═══ Information provided ═══

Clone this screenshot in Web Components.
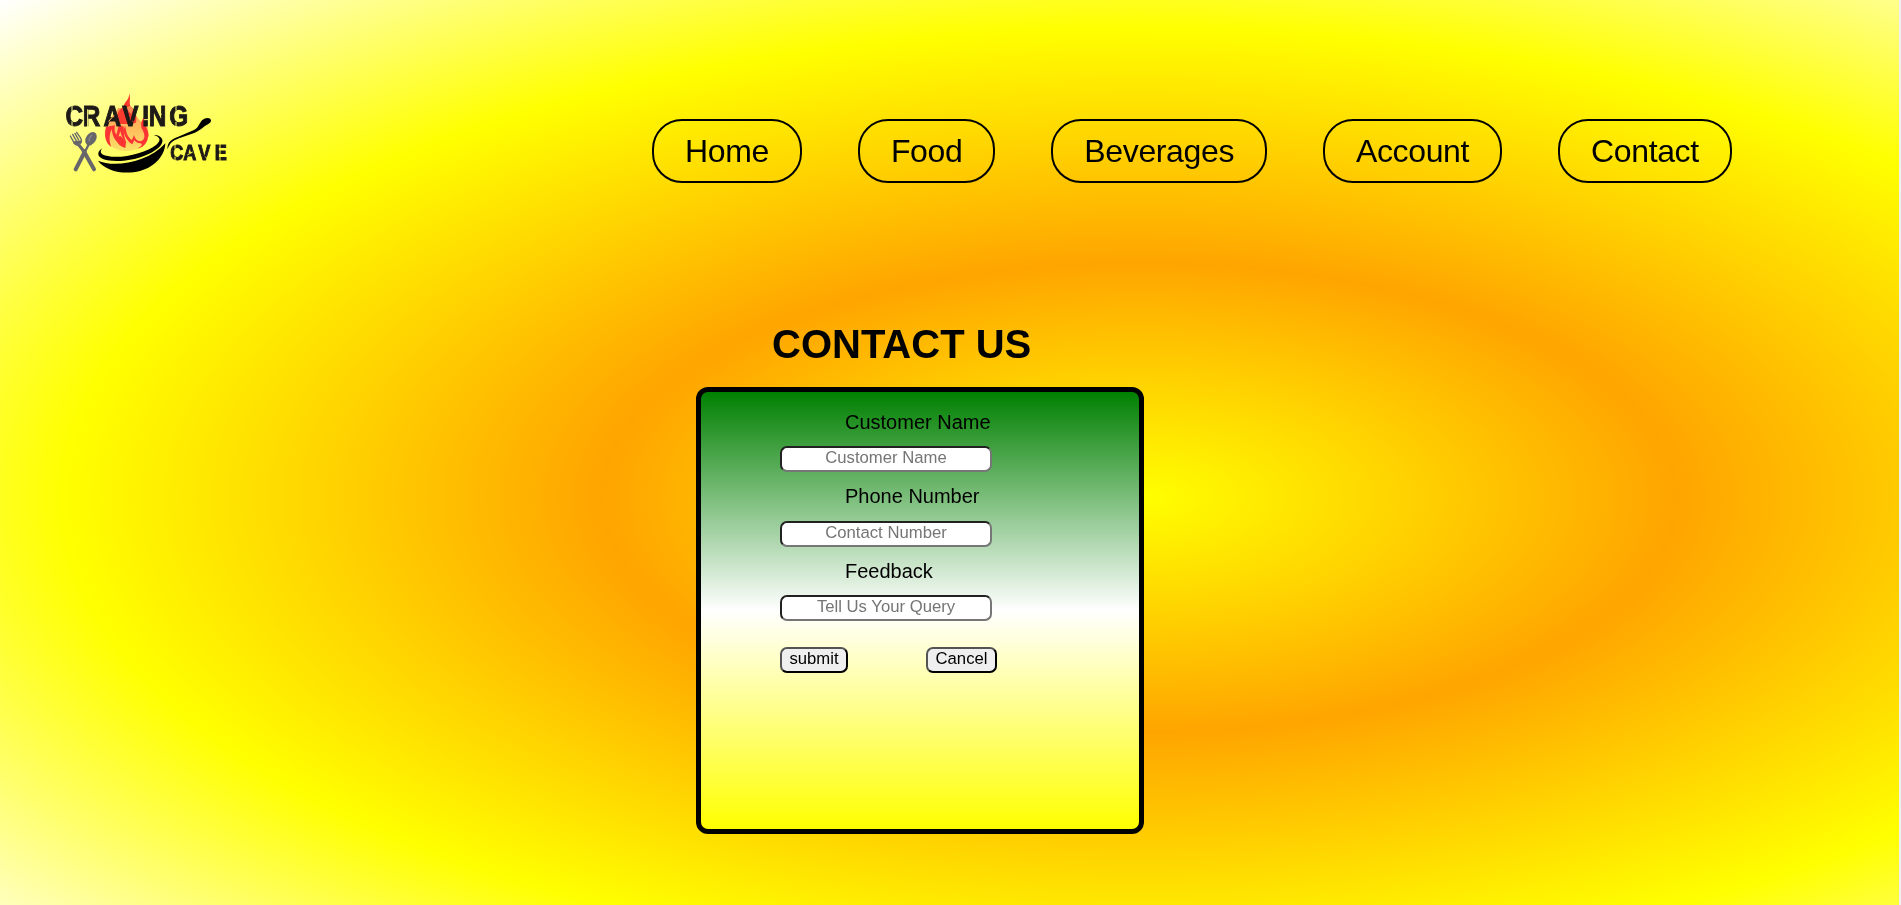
<!DOCTYPE html>
<html lang="en">
<head>
<meta charset="utf-8">
<title>Craving Cave</title>
<style>
html, body { margin: 0; height: 100%; background: #efefef; }
body { overflow: hidden; font-family: Arial, "Liberation Sans", sans-serif; }
</style>
</head>
<body>
<cave-page>
  <cave-header slot="header">
    <cave-logo slot="logo"></cave-logo>
    <nav-pill>Home</nav-pill>
    <nav-pill>Food</nav-pill>
    <nav-pill>Beverages</nav-pill>
    <nav-pill>Account</nav-pill>
    <nav-pill>Contact</nav-pill>
  </cave-header>
  <contact-form heading="CONTACT US">
    <form-field label="Customer Name" hint="Customer Name"></form-field>
    <form-field label="Phone Number" hint="Contact Number"></form-field>
    <form-field label="Feedback" hint="Tell Us Your Query"></form-field>
    <form-button slot="actions" style="width:68px">submit</form-button>
    <form-button slot="actions" style="width:71px">Cancel</form-button>
  </contact-form>
</cave-page>
<script>
const define = (name, html) => customElements.define(name, class extends HTMLElement {
  constructor() {
    super();
    this.attachShadow({ mode: 'open' }).innerHTML = typeof html === 'function' ? html(this) : html;
  }
});

define('cave-page', `
<style>
:host { display: flex; flex-direction: column; width: calc(100% - 2px); height: 905px; overflow: hidden;
  background: radial-gradient(farthest-corner at 60% 55%, yellow, orange, yellow, white); }
</style>
<slot name="header"></slot><slot></slot>`);

define('cave-header', `
<style>
:host { display: flex; height: 190px; flex: none; padding: 80px 0 0 50px; box-sizing: border-box; }
nav { display: flex; gap: 56px; margin-left: 402px; padding-top: 39px; align-items: flex-start; }
</style>
<slot name="logo"></slot><nav><slot></slot></nav>`);

define('nav-pill', `
<style>
:host { display: block; box-sizing: border-box; height: 64px; padding: 12px 31px; border: 2px solid #000;
  border-radius: 30px; font-size: 32px; line-height: 36px; letter-spacing: -0.37px; color: #000; white-space: nowrap; }
</style>
<slot></slot>`);

define('contact-form', el => `
<style>
:host { display: block; padding: 131px 0 0 696px; }
h1 { margin: 0 0 20px 76px; font-size: 40px; line-height: 46px; }
section { box-sizing: border-box; width: 448px; height: 447px; border: 5px solid #000; border-radius: 12px;
  padding: 18.6px 0 0 79px; background: linear-gradient(green, white, yellow); }
.actions { display: flex; gap: 78px; margin-top: 12.6px; }
</style>
<h1>${el.getAttribute('heading')}</h1>
<section><slot></slot><div class="actions"><slot name="actions"></slot></div></section>`);

define('form-field', el => `
<style>
:host { display: block; height: 74.5px; }
label { display: block; margin-left: 65px; font-size: 20px; line-height: 23px; }
input { display: block; box-sizing: border-box; width: 212px; height: 26.4px; margin: 12.5px 0 0;
  border: 2px inset #767676; border-radius: 7px; padding: 0 2px 2px; background: #fff;
  font: 16.7px Arial, "Liberation Sans", sans-serif; text-align: center; }
</style>
<label>${el.getAttribute('label')}</label>
<input placeholder="${el.getAttribute('hint')}">`);

define('form-button', `
<style>
:host { display: block; }
button { display: block; box-sizing: border-box; width: 100%; height: 26px; padding: 0 0 2px; border: 2px outset #000;
  border-radius: 7px; background: #efefef; color: #000; font: 16.7px/20px Arial, "Liberation Sans", sans-serif; }
</style>
<button type="button"><slot></slot></button>`);

define('cave-logo', `
<style>
:host { display: block; width: 200px; height: 110px; }
svg { display: block; }
text { font-family: Arial, "Liberation Sans", sans-serif; font-weight: bold; }
</style>
<svg width="200" height="110" viewBox="0 0 600 330">
  <defs>
    <linearGradient id="glow" x1="0" y1="0" x2="0" y2="1">
      <stop offset="0" stop-color="#ff9a52"/><stop offset=".55" stop-color="#ffc15e"/><stop offset="1" stop-color="#f9e268"/>
    </linearGradient>
    <mask id="stencil" maskUnits="userSpaceOnUse" x="0" y="0" width="600" height="330">
      <rect width="600" height="330" fill="#fff"/>
      <path d="M66 70V94M66 124V150M113 88V148M176 124L192 106M247 122L262 140M278 119H300M320 76L334 104M378 70V92M378 126V150M375 188V206M375 230V250M412 225L428 216M466 230L480 246M510 188V250" stroke="#000" stroke-width="3"/>
    </mask>
  </defs>
  <!-- flame -->
  <path d="M166 140C158 178 178 212 230 213C282 212 300 180 294 142L270 122L245 90L205 84L180 118Z" fill="url(#glow)"/>
  <path d="M238 40C243 56 236 68 242 80C254 88 262 100 258 128L236 132L210 132L200 122C198 104 206 88 221 80C222 66 238 60 238 40Z" fill="#fb3b2e"/>
  <path d="M222 84L240 78L250 88L244 102L232 90Z" fill="#ff8a50"/>
  <g fill="#fb3333">
    <path d="M169 140C160 168 168 190 184 201C177 186 177 164 185 148C187 164 191 176 201 185L211 153C214 166 218 179 229 189C223 174 220 158 221 139L206 138L199 164C193 156 193 147 195 136Z"/>
    <path d="M226 138C228 158 233 172 246 180L252 165C255 176 261 183 271 184C284 181 287 168 278 151L290 149C302 178 285 202 263 205C276 199 278 193 272 190C262 190 256 185 253 180L247 193C233 185 226 173 219 151Z"/>
    <path d="M197 170C198 186 208 199 226 204L228 186L212 168Z"/>
    <path d="M284 110C276 130 298 148 296 171L287 158L276 148C270 132 274 120 284 110Z"/>
  </g>
  <!-- fork and spoon -->
  <g fill="none" stroke="#66666b" stroke-linecap="round">
    <path d="M61 168L72 188Q80 201 90 192Q98 184 91 173L80 157M68 163L80 184M75 160L86 180" stroke-width="4"/>
    <path d="M74 188L90 186M84 192L101 213" stroke-width="9"/>
    <path d="M101 213L132 268" stroke-width="12"/>
    <path d="M117 192L106 213" stroke-width="7"/>
    <path d="M104 216L77 268" stroke-width="12"/>
  </g>
  <ellipse cx="123" cy="176" rx="15" ry="22" transform="rotate(32 123 176)" fill="#66666b"/>
  <path d="M118 184Q116 174 126 165" fill="none" stroke="#88888c" stroke-width="4"/>
  <!-- pan -->
  <path d="M157 205C142 214 139 229 159 237C196 250 260 241 304 218C338 200 347 178 327 168Q320 164 311 165C330 170 335 181 319 194C292 216 229 234 184 230C154 227 146 218 157 205Z"/>
  <path d="M144 242C190 263 292 250 346 190C345 225 316 261 270 273C220 286 166 272 144 242Z"/>
  <path d="M353 208C350 191 361 179 383 171L432 150C446 143 447 130 457 120C467 111 482 112 483 121C484 130 471 133 461 141C449 151 440 157 424 162L387 175C369 182 359 189 353 208Z"/>
  <!-- lettering -->
  <g fill="#1d1a17" stroke="#1d1a17" stroke-width="3" mask="url(#stencil)">
    <text transform="translate(0 139.5) scale(.83 1)" font-size="88" x="56 118 193 261 333 357 431" y="0">CRAVING</text>
    <text transform="translate(0 241) scale(.8 1)" font-size="68" x="451 500 556 618" y="0">CAVE</text>
  </g>
</svg>`);
</script>
</body>
</html>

═══

Job:
Transcribe the preceding listing in its entirety and with exact wording, leaving out pictures.

Written reply:
Clone this screenshot in Web Components.
<!DOCTYPE html>
<html lang="en">
<head>
<meta charset="utf-8">
<title>Craving Cave</title>
<style>
html, body { margin: 0; height: 100%; background: #efefef; }
body { overflow: hidden; font-family: Arial, "Liberation Sans", sans-serif; }
</style>
</head>
<body>
<cave-page>
  <cave-header slot="header">
    <cave-logo slot="logo"></cave-logo>
    <nav-pill>Home</nav-pill>
    <nav-pill>Food</nav-pill>
    <nav-pill>Beverages</nav-pill>
    <nav-pill>Account</nav-pill>
    <nav-pill>Contact</nav-pill>
  </cave-header>
  <contact-form heading="CONTACT US">
    <form-field label="Customer Name" hint="Customer Name"></form-field>
    <form-field label="Phone Number" hint="Contact Number"></form-field>
    <form-field label="Feedback" hint="Tell Us Your Query"></form-field>
    <form-button slot="actions" style="width:68px">submit</form-button>
    <form-button slot="actions" style="width:71px">Cancel</form-button>
  </contact-form>
</cave-page>
<script>
const define = (name, html) => customElements.define(name, class extends HTMLElement {
  constructor() {
    super();
    this.attachShadow({ mode: 'open' }).innerHTML = typeof html === 'function' ? html(this) : html;
  }
});

define('cave-page', `
<style>
:host { display: flex; flex-direction: column; width: calc(100% - 2px); height: 905px; overflow: hidden;
  background: radial-gradient(farthest-corner at 60% 55%, yellow, orange, yellow, white); }
</style>
<slot name="header"></slot><slot></slot>`);

define('cave-header', `
<style>
:host { display: flex; height: 190px; flex: none; padding: 80px 0 0 50px; box-sizing: border-box; }
nav { display: flex; gap: 56px; margin-left: 402px; padding-top: 39px; align-items: flex-start; }
</style>
<slot name="logo"></slot><nav><slot></slot></nav>`);

define('nav-pill', `
<style>
:host { display: block; box-sizing: border-box; height: 64px; padding: 12px 31px; border: 2px solid #000;
  border-radius: 30px; font-size: 32px; line-height: 36px; letter-spacing: -0.37px; color: #000; white-space: nowrap; }
</style>
<slot></slot>`);

define('contact-form', el => `
<style>
:host { display: block; padding: 131px 0 0 696px; }
h1 { margin: 0 0 20px 76px; font-size: 40px; line-height: 46px; }
section { box-sizing: border-box; width: 448px; height: 447px; border: 5px solid #000; border-radius: 12px;
  padding: 18.6px 0 0 79px; background: linear-gradient(green, white, yellow); }
.actions { display: flex; gap: 78px; margin-top: 12.6px; }
</style>
<h1>${el.getAttribute('heading')}</h1>
<section><slot></slot><div class="actions"><slot name="actions"></slot></div></section>`);

define('form-field', el => `
<style>
:host { display: block; height: 74.5px; }
label { display: block; margin-left: 65px; font-size: 20px; line-height: 23px; }
input { display: block; box-sizing: border-box; width: 212px; height: 26.4px; margin: 12.5px 0 0;
  border: 2px inset #767676; border-radius: 7px; padding: 0 2px 2px; background: #fff;
  font: 16.7px Arial, "Liberation Sans", sans-serif; text-align: center; }
</style>
<label>${el.getAttribute('label')}</label>
<input placeholder="${el.getAttribute('hint')}">`);

define('form-button', `
<style>
:host { display: block; }
button { display: block; box-sizing: border-box; width: 100%; height: 26px; padding: 0 0 2px; border: 2px outset #000;
  border-radius: 7px; background: #efefef; color: #000; font: 16.7px/20px Arial, "Liberation Sans", sans-serif; }
</style>
<button type="button"><slot></slot></button>`);

define('cave-logo', `
<style>
:host { display: block; width: 200px; height: 110px; }
svg { display: block; }
text { font-family: Arial, "Liberation Sans", sans-serif; font-weight: bold; }
</style>
<svg width="200" height="110" viewBox="0 0 600 330">
  <defs>
    <linearGradient id="glow" x1="0" y1="0" x2="0" y2="1">
      <stop offset="0" stop-color="#ff9a52"/><stop offset=".55" stop-color="#ffc15e"/><stop offset="1" stop-color="#f9e268"/>
    </linearGradient>
    <mask id="stencil" maskUnits="userSpaceOnUse" x="0" y="0" width="600" height="330">
      <rect width="600" height="330" fill="#fff"/>
      <path d="M66 70V94M66 124V150M113 88V148M176 124L192 106M247 122L262 140M278 119H300M320 76L334 104M378 70V92M378 126V150M375 188V206M375 230V250M412 225L428 216M466 230L480 246M510 188V250" stroke="#000" stroke-width="3"/>
    </mask>
  </defs>
  <!-- flame -->
  <path d="M166 140C158 178 178 212 230 213C282 212 300 180 294 142L270 122L245 90L205 84L180 118Z" fill="url(#glow)"/>
  <path d="M238 40C243 56 236 68 242 80C254 88 262 100 258 128L236 132L210 132L200 122C198 104 206 88 221 80C222 66 238 60 238 40Z" fill="#fb3b2e"/>
  <path d="M222 84L240 78L250 88L244 102L232 90Z" fill="#ff8a50"/>
  <g fill="#fb3333">
    <path d="M169 140C160 168 168 190 184 201C177 186 177 164 185 148C187 164 191 176 201 185L211 153C214 166 218 179 229 189C223 174 220 158 221 139L206 138L199 164C193 156 193 147 195 136Z"/>
    <path d="M226 138C228 158 233 172 246 180L252 165C255 176 261 183 271 184C284 181 287 168 278 151L290 149C302 178 285 202 263 205C276 199 278 193 272 190C262 190 256 185 253 180L247 193C233 185 226 173 219 151Z"/>
    <path d="M197 170C198 186 208 199 226 204L228 186L212 168Z"/>
    <path d="M284 110C276 130 298 148 296 171L287 158L276 148C270 132 274 120 284 110Z"/>
  </g>
  <!-- fork and spoon -->
  <g fill="none" stroke="#66666b" stroke-linecap="round">
    <path d="M61 168L72 188Q80 201 90 192Q98 184 91 173L80 157M68 163L80 184M75 160L86 180" stroke-width="4"/>
    <path d="M74 188L90 186M84 192L101 213" stroke-width="9"/>
    <path d="M101 213L132 268" stroke-width="12"/>
    <path d="M117 192L106 213" stroke-width="7"/>
    <path d="M104 216L77 268" stroke-width="12"/>
  </g>
  <ellipse cx="123" cy="176" rx="15" ry="22" transform="rotate(32 123 176)" fill="#66666b"/>
  <path d="M118 184Q116 174 126 165" fill="none" stroke="#88888c" stroke-width="4"/>
  <!-- pan -->
  <path d="M157 205C142 214 139 229 159 237C196 250 260 241 304 218C338 200 347 178 327 168Q320 164 311 165C330 170 335 181 319 194C292 216 229 234 184 230C154 227 146 218 157 205Z"/>
  <path d="M144 242C190 263 292 250 346 190C345 225 316 261 270 273C220 286 166 272 144 242Z"/>
  <path d="M353 208C350 191 361 179 383 171L432 150C446 143 447 130 457 120C467 111 482 112 483 121C484 130 471 133 461 141C449 151 440 157 424 162L387 175C369 182 359 189 353 208Z"/>
  <!-- lettering -->
  <g fill="#1d1a17" stroke="#1d1a17" stroke-width="3" mask="url(#stencil)">
    <text transform="translate(0 139.5) scale(.83 1)" font-size="88" x="56 118 193 261 333 357 431" y="0">CRAVING</text>
    <text transform="translate(0 241) scale(.8 1)" font-size="68" x="451 500 556 618" y="0">CAVE</text>
  </g>
</svg>`);
</script>
</body>
</html>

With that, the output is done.